Евгений Савостьянов:
— Я понимал, что если бы начальником управления назначили краснозадого павиана, удивления и недоумения было бы примерно столько же… Я знакомлюсь с работой и коллективом. На одной из первых встреч кто-то говорит: «Господин Савостьянов, а вы знаете, что вам еще надо завоевать наше доверие?» — А я ответил: «Вы сознаете, что разговариваете с начальником управления и это вам еще предстоит завоевать мое доверие?» После этого разговоры затихли.
Я понимал, что людям интересно, совсем идиот пришел или нет. Значит, обязательно какую-то глупую бумажку подсунут на подпись. И буквально на второй день появился текст, который, подмахни я его автоматически, мне бы дорого стоил. Я вызвал начальника секретариата и сказал: предупреди — в следующий раз уволю всех, чьи визы стоят на проекте документа, без разбора, — от опера до замначальника управления. Подействовало.
Переломным моментом было мое первое телеинтервью. Наутро мой первый зам говорит: «Евгений Вадимович, в коллективе обратили внимание на то, что вы все время говорите — «мы». Вот Бакатин говорит: они… А вы сказали: «мы».
Люди услышали. Увидели, что я не устраиваю кадровых чисток. И еще одно… Кто сейчас в это поверит, но огромным достижением первых месяцев работы я считаю то, что удалось организовать конвой в Краснодар и Ставрополь за картошкой, капустой, помидорами… Голодуха же была, продукты исчезли. Сотрудники не знали, чем завтра кормить семьи. А мы коллективу привезли продукты. С автоматами ездили, охраняли машины, чтобы по дороге не разграбили. Важную роль сыграло то, что я не разрешил открыть архивную информацию об агентах московского управления. А центральный аппарат засветил — особенно по церковной линии — и патриарха, и целый ряд иерархов церкви. Потом увидели, что я не пытаюсь прикрывать лиц, подозреваемых в коррупции. Мы стали проводить очень эффективные операции…
Московское управление — не чисто бюрократическая структура, где ты принимаешь решения, подготовленные другими. Ты контролируешь ведение следственных дел, разрешаешь оперативно-технические мероприятия, которые привлекали такое большое внимание.
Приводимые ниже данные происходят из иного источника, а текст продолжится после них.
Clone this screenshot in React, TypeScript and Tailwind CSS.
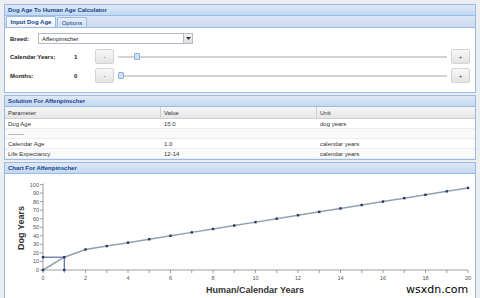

Санкционируешь проведение операций…
Я понял, что в КГБ кроме профильных направлений была масса задач, спецслужбе не свойственных и не нужных… Контора, которая занимается всем и ни за что в конечном счете не отвечает… Я спрашиваю: «Ребята, вы говорите, что отвечаете за безопасность таких-то объектов. Хоть кого-то из вас сняли с работы за аварию?» — «Нет, а нас-то за что?» Если есть права, но нет обязанностей, значит это функция лишняя.
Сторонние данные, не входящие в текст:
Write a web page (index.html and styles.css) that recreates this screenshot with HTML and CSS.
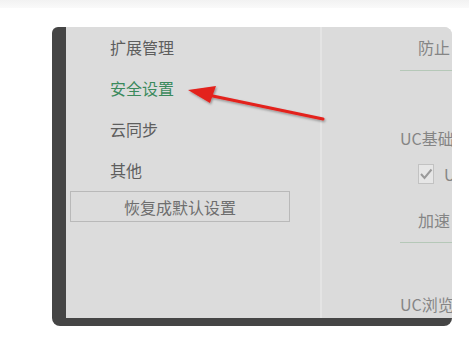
FILE: index.html
```html
<!DOCTYPE html>
<html lang="zh-CN">
<head>
    <meta charset="UTF-8">
    <title>设置</title>
    <link rel="stylesheet" href="styles.css">
</head>
<body>
    <div class="top-strip"></div>
    <div class="frame">
        <div class="sidebar">
            <div class="nav-item">扩展管理</div>
            <div class="nav-item active">安全设置</div>
            <div class="nav-item">云同步</div>
            <div class="nav-item">其他</div>
            <button class="reset-btn">恢复成默认设置</button>
        </div>
        <div class="divider"></div>
        <div class="panel">
            <div class="row indent first">防止</div>
            <div class="rule"></div>
            <div class="row section">UC基础</div>
            <div class="row indent check-row">
                <span class="checkbox">
                    <svg width="14" height="12" viewBox="0 0 14 12"><path d="M2 6 L5.5 10 L12.5 1.5" fill="none" stroke="#9a9a9a" stroke-width="2"/></svg>
                </span>
                <span>U</span>
            </div>
            <div class="row indent speed">加速</div>
            <div class="rule rule2"></div>
            <div class="row section last">UC浏览</div>
        </div>
    </div>

    <!-- annotation arrow -->
    <svg class="arrow" width="469" height="339" viewBox="0 0 469 339">
        <defs>
            <filter id="shadow" x="-10%" y="-50%" width="120%" height="200%">
                <feDropShadow dx="1" dy="1.5" stdDeviation="1" flood-color="#000" flood-opacity="0.35"/>
            </filter>
        </defs>
        <g filter="url(#shadow)">
            <line x1="323" y1="119" x2="208" y2="95" stroke="#e3211d" stroke-width="3" stroke-linecap="round"/>
            <polygon points="188,90 216,86 210,103" fill="#e3211d"/>
        </g>
    </svg>
</body>
</html>
```

FILE: styles.css
```css
body {
    margin: 0;
    background-color: #fff;
    font-family: "Noto Sans CJK SC", "Liberation Sans", sans-serif;
    position: relative;
    height: 339px;
    overflow: hidden;
}

.top-strip {
    height: 8px;
    background: linear-gradient(#f2f2f2, #fafafa);
}

.frame {
    margin: 19px 0 0 52px;
    width: 386px;
    height: 291px;
    display: flex;
    background-color: #dcdcdc;
    border-left: 14px solid #454545;
    border-bottom: 8px solid #454545;
    border-radius: 6px 8px 8px 8px;
    overflow: hidden;
}

.sidebar {
    width: 254px;
    flex-shrink: 0;
    display: flex;
    flex-direction: column;
}

.nav-item {
    height: 41px;
    line-height: 41px;
    padding-left: 44px;
    font-size: 16px;
    color: #5e5e5e;
}

.nav-item.active {
    color: #3b8a5c;
}

.reset-btn {
    margin: 0 0 0 4px;
    width: 220px;
    height: 31px;
    background-color: #dcdcdc;
    border: 1px solid #b9b9b9;
    font-family: inherit;
    font-size: 16px;
    color: #6e6e6e;
    padding: 0;
}

.divider {
    width: 2px;
    flex-shrink: 0;
    background-color: #e4e4e4;
    box-shadow: 1px 0 1px #d2d2d2;
}

.panel {
    flex: 1;
    min-width: 0;
    overflow: hidden;
    padding-left: 78px;
    background-color: #dbdbdb;
    white-space: nowrap;
    color: #858585;
    font-size: 16px;
}

.row {
    line-height: 20px;
}

.indent {
    padding-left: 18px;
}

.first {
    margin-top: 10px;
}

.rule {
    margin-top: 13px;
    height: 1px;
    background-color: #b5c8b8;
}

.section {
    margin-top: 57px;
}

.check-row {
    margin-top: 16px;
    display: flex;
    align-items: center;
    gap: 10px;
}

.checkbox {
    width: 18px;
    height: 18px;
    border: 1px solid #c2c2c2;
    background-color: #e6e6e6;
    display: flex;
    align-items: center;
    justify-content: center;
}

.speed {
    margin-top: 26px;
}

.rule2 {
    margin-top: 12px;
}

.last {
    margin-top: 51px;
}

.arrow {
    position: absolute;
    left: 0;
    top: 0;
}
```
— В каком состоянии вы застали чекистский коллектив? — спросил я Савостьянова.
— В тяжелейшем. Полная потеря внешних ориентиров и распад внутренних ценностей. Падение дисциплины. Вот воспоминание первого вечера. Ухожу с работы очень поздно. Можно сказать глубокой ночью. Выхожу из лифта, спустившись на первый этаж, и чувствую тяжелый запах перегара и табака, как в хорошей городской пивной. Иду на запах и оказываюсь в столовой управления, где дым коромыслом, красные лица, люди напились… Оказывается, мой предшественник дал приказ продавать спиртное в разлив, прямо на рабочем месте. Не хотели, чтобы люди напивались где-то в городе и попадали в неприятные ситуации — отношение к сотрудникам КГБ, прямо скажем, не лучшее. А в результате они стали напиваться на работе. Я сразу прикрыл это дело, издал приказ. Мы стали строго наказывать за пьянство — немедленно увольняли. Потихонечку стали от этого избавляться, хотя иногда приходилось терять хороших сотрудников. Все годы работы это оставалось большой проблемой — нарушения дисциплины, связанные с пьянством. Главным было помочь людям пережить внутренний кризис, сосредоточиться на производственных задачах.